> [Task statement]
Reproduce the listing verbatim.

> [Data provided]
* * * * * * *

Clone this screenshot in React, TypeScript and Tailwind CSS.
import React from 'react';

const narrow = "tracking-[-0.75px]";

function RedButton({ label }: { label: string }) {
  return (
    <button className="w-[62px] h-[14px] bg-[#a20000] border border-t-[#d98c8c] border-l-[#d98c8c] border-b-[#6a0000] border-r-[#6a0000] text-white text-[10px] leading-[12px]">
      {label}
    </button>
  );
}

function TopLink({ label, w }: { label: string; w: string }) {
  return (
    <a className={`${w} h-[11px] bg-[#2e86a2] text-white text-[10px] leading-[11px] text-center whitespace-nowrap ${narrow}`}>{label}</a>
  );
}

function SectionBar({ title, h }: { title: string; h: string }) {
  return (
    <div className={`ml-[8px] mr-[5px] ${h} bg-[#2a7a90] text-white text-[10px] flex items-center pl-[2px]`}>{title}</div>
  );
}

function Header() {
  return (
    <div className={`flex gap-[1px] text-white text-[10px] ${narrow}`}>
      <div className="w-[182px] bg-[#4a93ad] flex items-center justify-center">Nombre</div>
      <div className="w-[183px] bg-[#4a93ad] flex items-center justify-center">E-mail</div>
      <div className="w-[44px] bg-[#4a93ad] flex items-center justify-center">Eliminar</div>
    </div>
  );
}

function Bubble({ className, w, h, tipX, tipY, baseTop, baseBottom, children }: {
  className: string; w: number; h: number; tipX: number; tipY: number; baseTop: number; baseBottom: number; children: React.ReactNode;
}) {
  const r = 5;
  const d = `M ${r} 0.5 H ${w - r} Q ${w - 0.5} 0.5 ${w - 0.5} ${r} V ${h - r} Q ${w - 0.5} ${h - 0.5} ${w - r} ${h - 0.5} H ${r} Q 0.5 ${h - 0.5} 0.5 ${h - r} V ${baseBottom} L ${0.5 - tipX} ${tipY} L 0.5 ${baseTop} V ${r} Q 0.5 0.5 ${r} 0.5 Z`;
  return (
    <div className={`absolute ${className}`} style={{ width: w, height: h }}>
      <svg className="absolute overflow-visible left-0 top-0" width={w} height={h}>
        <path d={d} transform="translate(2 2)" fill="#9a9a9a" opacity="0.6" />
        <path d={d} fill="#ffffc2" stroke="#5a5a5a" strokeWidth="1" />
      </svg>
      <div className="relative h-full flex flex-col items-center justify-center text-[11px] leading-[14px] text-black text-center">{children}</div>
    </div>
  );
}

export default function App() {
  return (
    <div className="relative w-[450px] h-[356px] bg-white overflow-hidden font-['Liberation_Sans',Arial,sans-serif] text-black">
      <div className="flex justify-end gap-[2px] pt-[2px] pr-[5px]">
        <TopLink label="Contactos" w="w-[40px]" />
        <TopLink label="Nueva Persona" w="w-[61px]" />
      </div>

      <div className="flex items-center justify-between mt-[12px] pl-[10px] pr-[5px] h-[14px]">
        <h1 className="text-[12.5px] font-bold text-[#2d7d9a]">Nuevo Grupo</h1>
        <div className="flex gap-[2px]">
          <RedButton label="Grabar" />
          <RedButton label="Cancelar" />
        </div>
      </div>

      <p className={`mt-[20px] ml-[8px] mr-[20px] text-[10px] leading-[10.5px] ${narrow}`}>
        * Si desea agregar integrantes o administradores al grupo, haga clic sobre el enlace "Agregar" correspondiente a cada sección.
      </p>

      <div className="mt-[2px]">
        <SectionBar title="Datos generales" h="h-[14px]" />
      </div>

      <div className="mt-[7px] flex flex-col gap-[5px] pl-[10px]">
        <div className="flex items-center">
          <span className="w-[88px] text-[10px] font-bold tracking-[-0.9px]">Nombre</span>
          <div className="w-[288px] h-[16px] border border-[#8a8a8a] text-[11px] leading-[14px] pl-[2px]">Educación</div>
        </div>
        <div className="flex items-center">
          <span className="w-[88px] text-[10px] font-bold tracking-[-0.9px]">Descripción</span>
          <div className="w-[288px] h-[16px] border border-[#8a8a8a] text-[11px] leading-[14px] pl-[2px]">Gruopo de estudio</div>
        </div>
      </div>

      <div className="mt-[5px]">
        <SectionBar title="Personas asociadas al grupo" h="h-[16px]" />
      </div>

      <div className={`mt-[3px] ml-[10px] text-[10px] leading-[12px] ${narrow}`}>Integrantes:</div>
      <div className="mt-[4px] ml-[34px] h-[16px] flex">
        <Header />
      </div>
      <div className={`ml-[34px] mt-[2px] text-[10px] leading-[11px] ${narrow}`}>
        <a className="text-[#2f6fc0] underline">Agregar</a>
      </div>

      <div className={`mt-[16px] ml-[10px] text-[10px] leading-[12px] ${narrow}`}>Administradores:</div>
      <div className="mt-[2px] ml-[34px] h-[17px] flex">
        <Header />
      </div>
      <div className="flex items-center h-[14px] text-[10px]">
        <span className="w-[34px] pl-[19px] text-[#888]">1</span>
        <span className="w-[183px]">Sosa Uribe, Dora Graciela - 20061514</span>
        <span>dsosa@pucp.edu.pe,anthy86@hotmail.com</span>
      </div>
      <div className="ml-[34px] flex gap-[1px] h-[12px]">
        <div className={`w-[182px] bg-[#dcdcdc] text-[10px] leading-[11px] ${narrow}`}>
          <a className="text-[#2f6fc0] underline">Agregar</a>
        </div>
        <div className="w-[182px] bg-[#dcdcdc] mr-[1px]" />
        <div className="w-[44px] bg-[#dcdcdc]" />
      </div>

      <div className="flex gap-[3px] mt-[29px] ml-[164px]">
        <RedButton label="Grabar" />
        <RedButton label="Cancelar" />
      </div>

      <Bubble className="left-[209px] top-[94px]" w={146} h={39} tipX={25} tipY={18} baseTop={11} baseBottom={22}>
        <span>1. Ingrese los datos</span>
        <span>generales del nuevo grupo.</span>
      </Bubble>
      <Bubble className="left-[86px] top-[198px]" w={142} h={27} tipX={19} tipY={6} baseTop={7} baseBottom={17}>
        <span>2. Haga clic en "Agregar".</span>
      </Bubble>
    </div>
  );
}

* * * * * * *

> [Result of the exercise]
Clone this screenshot in React, TypeScript and Tailwind CSS.
import React from 'react';

const narrow = "tracking-[-0.75px]";

function RedButton({ label }: { label: string }) {
  return (
    <button className="w-[62px] h-[14px] bg-[#a20000] border border-t-[#d98c8c] border-l-[#d98c8c] border-b-[#6a0000] border-r-[#6a0000] text-white text-[10px] leading-[12px]">
      {label}
    </button>
  );
}

function TopLink({ label, w }: { label: string; w: string }) {
  return (
    <a className={`${w} h-[11px] bg-[#2e86a2] text-white text-[10px] leading-[11px] text-center whitespace-nowrap ${narrow}`}>{label}</a>
  );
}

function SectionBar({ title, h }: { title: string; h: string }) {
  return (
    <div className={`ml-[8px] mr-[5px] ${h} bg-[#2a7a90] text-white text-[10px] flex items-center pl-[2px]`}>{title}</div>
  );
}

function Header() {
  return (
    <div className={`flex gap-[1px] text-white text-[10px] ${narrow}`}>
      <div className="w-[182px] bg-[#4a93ad] flex items-center justify-center">Nombre</div>
      <div className="w-[183px] bg-[#4a93ad] flex items-center justify-center">E-mail</div>
      <div className="w-[44px] bg-[#4a93ad] flex items-center justify-center">Eliminar</div>
    </div>
  );
}

function Bubble({ className, w, h, tipX, tipY, baseTop, baseBottom, children }: {
  className: string; w: number; h: number; tipX: number; tipY: number; baseTop: number; baseBottom: number; children: React.ReactNode;
}) {
  const r = 5;
  const d = `M ${r} 0.5 H ${w - r} Q ${w - 0.5} 0.5 ${w - 0.5} ${r} V ${h - r} Q ${w - 0.5} ${h - 0.5} ${w - r} ${h - 0.5} H ${r} Q 0.5 ${h - 0.5} 0.5 ${h - r} V ${baseBottom} L ${0.5 - tipX} ${tipY} L 0.5 ${baseTop} V ${r} Q 0.5 0.5 ${r} 0.5 Z`;
  return (
    <div className={`absolute ${className}`} style={{ width: w, height: h }}>
      <svg className="absolute overflow-visible left-0 top-0" width={w} height={h}>
        <path d={d} transform="translate(2 2)" fill="#9a9a9a" opacity="0.6" />
        <path d={d} fill="#ffffc2" stroke="#5a5a5a" strokeWidth="1" />
      </svg>
      <div className="relative h-full flex flex-col items-center justify-center text-[11px] leading-[14px] text-black text-center">{children}</div>
    </div>
  );
}

export default function App() {
  return (
    <div className="relative w-[450px] h-[356px] bg-white overflow-hidden font-['Liberation_Sans',Arial,sans-serif] text-black">
      <div className="flex justify-end gap-[2px] pt-[2px] pr-[5px]">
        <TopLink label="Contactos" w="w-[40px]" />
        <TopLink label="Nueva Persona" w="w-[61px]" />
      </div>

      <div className="flex items-center justify-between mt-[12px] pl-[10px] pr-[5px] h-[14px]">
        <h1 className="text-[12.5px] font-bold text-[#2d7d9a]">Nuevo Grupo</h1>
        <div className="flex gap-[2px]">
          <RedButton label="Grabar" />
          <RedButton label="Cancelar" />
        </div>
      </div>

      <p className={`mt-[20px] ml-[8px] mr-[20px] text-[10px] leading-[10.5px] ${narrow}`}>
        * Si desea agregar integrantes o administradores al grupo, haga clic sobre el enlace "Agregar" correspondiente a cada sección.
      </p>

      <div className="mt-[2px]">
        <SectionBar title="Datos generales" h="h-[14px]" />
      </div>

      <div className="mt-[7px] flex flex-col gap-[5px] pl-[10px]">
        <div className="flex items-center">
          <span className="w-[88px] text-[10px] font-bold tracking-[-0.9px]">Nombre</span>
          <div className="w-[288px] h-[16px] border border-[#8a8a8a] text-[11px] leading-[14px] pl-[2px]">Educación</div>
        </div>
        <div className="flex items-center">
          <span className="w-[88px] text-[10px] font-bold tracking-[-0.9px]">Descripción</span>
          <div className="w-[288px] h-[16px] border border-[#8a8a8a] text-[11px] leading-[14px] pl-[2px]">Gruopo de estudio</div>
        </div>
      </div>

      <div className="mt-[5px]">
        <SectionBar title="Personas asociadas al grupo" h="h-[16px]" />
      </div>

      <div className={`mt-[3px] ml-[10px] text-[10px] leading-[12px] ${narrow}`}>Integrantes:</div>
      <div className="mt-[4px] ml-[34px] h-[16px] flex">
        <Header />
      </div>
      <div className={`ml-[34px] mt-[2px] text-[10px] leading-[11px] ${narrow}`}>
        <a className="text-[#2f6fc0] underline">Agregar</a>
      </div>

      <div className={`mt-[16px] ml-[10px] text-[10px] leading-[12px] ${narrow}`}>Administradores:</div>
      <div className="mt-[2px] ml-[34px] h-[17px] flex">
        <Header />
      </div>
      <div className="flex items-center h-[14px] text-[10px]">
        <span className="w-[34px] pl-[19px] text-[#888]">1</span>
        <span className="w-[183px]">Sosa Uribe, Dora Graciela - 20061514</span>
        <span>dsosa@pucp.edu.pe,anthy86@hotmail.com</span>
      </div>
      <div className="ml-[34px] flex gap-[1px] h-[12px]">
        <div className={`w-[182px] bg-[#dcdcdc] text-[10px] leading-[11px] ${narrow}`}>
          <a className="text-[#2f6fc0] underline">Agregar</a>
        </div>
        <div className="w-[182px] bg-[#dcdcdc] mr-[1px]" />
        <div className="w-[44px] bg-[#dcdcdc]" />
      </div>

      <div className="flex gap-[3px] mt-[29px] ml-[164px]">
        <RedButton label="Grabar" />
        <RedButton label="Cancelar" />
      </div>

      <Bubble className="left-[209px] top-[94px]" w={146} h={39} tipX={25} tipY={18} baseTop={11} baseBottom={22}>
        <span>1. Ingrese los datos</span>
        <span>generales del nuevo grupo.</span>
      </Bubble>
      <Bubble className="left-[86px] top-[198px]" w={142} h={27} tipX={19} tipY={6} baseTop={7} baseBottom={17}>
        <span>2. Haga clic en "Agregar".</span>
      </Bubble>
    </div>
  );
}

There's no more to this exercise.